Her initially haughty Bernadette Chirac is seen fighting to be taken seriously by her husband and the public during Jacques’ reign as French President between 1995 and 2007. He’s played by Michel Vuillermoz, who delivers a broad, syllable-rolling performance, but she underplays, and allows Bernadette to grow, even as the Americans insulted the French over the Iraq War and Jacques found himself in one scandal after another.
Her pushy daughter Claude (Sara Giraudeau) works alongside Dad in the government, and advises that Bernadette employ a nervous PR expert named Bernard Niquet (funny Denis Podalydès) to help when it comes to dealing with the media.
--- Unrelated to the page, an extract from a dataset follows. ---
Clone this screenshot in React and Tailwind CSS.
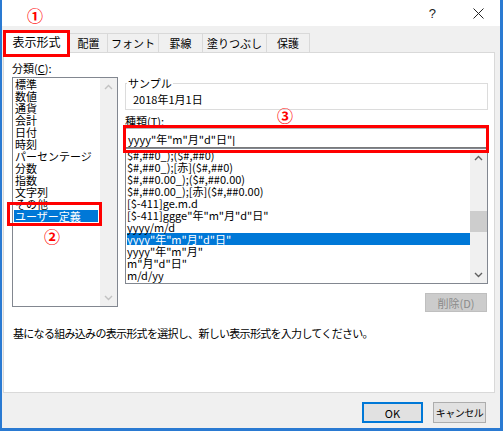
import React from "react";

const categories = [
	"標準",
	"数値",
	"通貨",
	"会計",
	"日付",
	"時刻",
	"パーセンテージ",
	"分数",
	"指数",
	"文字列",
	"その他",
	"ユーザー定義",
];

const formats = [
	"$#,##0_);($#,##0)",
	"$#,##0_);[赤]($#,##0)",
	"$#,##0.00_);($#,##0.00)",
	"$#,##0.00_);[赤]($#,##0.00)",
	"[$-411]ge.m.d",
	'[$-411]ggge"年"m"月"d"日"',
	"yyyy/m/d",
	'yyyy"年"m"月"d"日"',
	'yyyy"年"m"月"',
	'm"月"d"日"',
	"m/d/yy",
];

const tabs = [
	{ label: "配置", w: "w-[38px]" },
	{ label: "フォント", w: "w-[51px]" },
	{ label: "罫線", w: "w-[44px]" },
	{ label: "塗りつぶし", w: "w-[64px]" },
	{ label: "保護", w: "w-[43px]" },
];

function Chevron({ up, color }) {
	return (
		<svg width="9" height="6" viewBox="0 0 9 6">
			<polyline
				points={up ? "1,5 4.5,1.5 8,5" : "1,1 4.5,4.5 8,1"}
				fill="none"
				stroke={color}
				strokeWidth="1.4"
			/>
		</svg>
	);
}

function ScrollBar({ disabled }) {
	const color = disabled ? "#c2c2c2" : "#606060";
	return (
		<div className="w-[17px] h-full bg-[#f0f0f0] flex flex-col shrink-0">
			<div className="h-[17px] flex items-center justify-center">
				<Chevron up color={color} />
			</div>
			<div className="flex-1">
				{!disabled && (
					<div className="mt-[45px] h-[21px] bg-[#cdcdcd]"></div>
				)}
			</div>
			<div className="h-[17px] flex items-center justify-center">
				<Chevron color={color} />
			</div>
		</div>
	);
}

function Marker({ children, className }) {
	return (
		<div
			className={`absolute z-20 w-[20px] h-[20px] flex items-center justify-center text-[16px] leading-none font-bold text-[#ff0000] ${className}`}
		>
			{children}
		</div>
	);
}

export default function App() {
	return (
		<div className="relative w-[503px] h-[431px] overflow-hidden bg-[#f0f0f0] border-l-2 border-r-[3px] border-b-[3px] border-[#2a7ad2] font-['Noto_Sans_CJK_JP',sans-serif] text-[11px] leading-[12px] text-black">
			{/* title bar */}
			<div className="h-[26px] bg-white flex items-center justify-end pr-[16px]">
				<span className="font-['Liberation_Sans',sans-serif] text-[13px] leading-none text-[#222]">
					?
				</span>
				<svg className="ml-[37px]" width="11" height="11" viewBox="0 0 11 11">
					<path d="M0.5 0.5 L10.5 10.5 M10.5 0.5 L0.5 10.5" stroke="#222" strokeWidth="1" />
				</svg>
			</div>

			{/* tabs */}
			<div className="h-[26px] flex items-end pl-[1px]">
				<div className="relative z-10 -mb-[1px] w-[67px] h-[23px] bg-white border-l border-t border-r border-[#d9d9d9] flex items-center justify-center text-[12px]">
					表示形式
				</div>
				{tabs.map((t) => (
					<div
						key={t.label}
						className={`${t.w} h-[19px] border-t border-r border-[#d9d9d9] flex items-center justify-center whitespace-nowrap`}
					>
						{t.label}
					</div>
				))}
			</div>

			{/* panel */}
			<div className="ml-[1px] w-[492px] h-[341px] bg-white border border-[#d9d9d9]">
				<div className="flex pl-[8px]">
					{/* category list */}
					<div className="w-[106px]">
						<div className="h-[24px] pt-[9px]">
							分類(<span className="underline">C</span>):
						</div>
						<div className="h-[230px] border border-[#828790] flex">
							<div className="flex-1">
								{categories.map((c, i) =>
									i === 11 ? (
										<div
											key={c}
											className="ml-[1px] w-[84px] h-[12px] pl-[1px] bg-[#0078d7] text-white whitespace-nowrap"
										>
											{c}
										</div>
									) : (
										<div key={c} className="h-[12px] pl-[2px] whitespace-nowrap">
											{c}
										</div>
									)
								)}
							</div>
							<ScrollBar disabled />
						</div>
					</div>

					{/* right column */}
					<div className="ml-[7px] w-[363px] flex flex-col">
						<div className="relative mt-[30px] h-[27px] border border-[#dcdcdc] pl-[7px] pt-[9px]">
							<span className="absolute -top-[7px] left-[1px] bg-white px-[1px]">
								サンプル
							</span>
							2018年1月1日
						</div>
						<div className="h-[18px] pt-[5px]">
							種類(<span className="underline">T</span>):
						</div>
						<div className="h-[20px] border border-[#b4b4b4] border-b-[#7a7a7a] pl-[2px] pt-[4px] whitespace-nowrap">
							{'yyyy"年"m"月"d"日"'}
							<span className="font-['Liberation_Sans',sans-serif]">|</span>
						</div>
						<div className="h-[136px] border border-[#828790] flex">
							<div className="flex-1 overflow-hidden">
								{formats.map((f, i) =>
									i === 7 ? (
										<div
											key={f}
											className="ml-[1px] h-[12px] bg-[#0078d7] text-white whitespace-nowrap"
										>
											{f}
										</div>
									) : (
										<div key={f} className="h-[12px] pl-[1px] whitespace-nowrap">
											{f}
										</div>
									)
								)}
							</div>
							<ScrollBar />
						</div>
						<div className="self-end mr-[1px] mt-[9px] w-[62px] h-[19px] bg-[#cccccc] border border-[#bfbfbf] text-[#8a8a8a] flex items-center justify-center">
							削除(D)
						</div>
					</div>
				</div>
				<div className="mt-[15px] pl-[9px] tracking-[-0.7px] whitespace-nowrap">
					基になる組み込みの表示形式を選択し、新しい表示形式を入力してください。
				</div>
			</div>

			{/* buttons */}
			<div className="flex justify-end gap-[10px] pt-[9px] pr-[14px]">
				<div className="w-[61px] h-[21px] bg-[#e1e1e1] border-2 border-[#0078d7] flex items-center justify-center">
					OK
				</div>
				<div className="w-[53px] h-[21px] bg-[#e1e1e1] border border-[#adadad] flex items-center justify-center whitespace-nowrap text-[10px] tracking-[-0.5px]">
					キャンセル
				</div>
			</div>

			{/* annotations */}
			<div className="absolute z-20 left-[1px] top-[30px] w-[67px] h-[27px] border-[3px] border-[#ff0000]"></div>
			<div className="absolute z-20 left-[5px] top-[202px] w-[95px] h-[24px] border-[3px] border-[#ff0000]"></div>
			<div className="absolute z-20 left-[121px] top-[125px] w-[366px] h-[28px] border-[3px] border-[#ff0000]"></div>
			<Marker className="left-[23px] top-[5px]">①</Marker>
			<Marker className="left-[40px] top-[226px]">②</Marker>
			<Marker className="left-[273px] top-[105px]">③</Marker>
		</div>
	);
}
Our subject also has another, semi-alienated daughter named Laurence (Maud Wyler), who (in a much-criticised plot point) has an eating disorder, about which only Bernadette seems truly concerned.
Taking fashion advice from Karl Lagerfeld (Olivier Breitman), Bernadette strikes out without Jacques’ permission, and works hard at improving her public image, which, yes, did really happen. But what of the played-straight sequence where Jacques must make a statement after the death of Princess Diana in 1997, and she’s present when the government tracks him down exactly where he shouldn’t be? Is this the sequence that upset the real Claude Chirac? And did it really take place exactly like this?
Despite her faults, you also can’t help but think that Bernadette Chirac would have made a much better French President than the far-right Marine Le Pen. So where is she now when her country really needs her?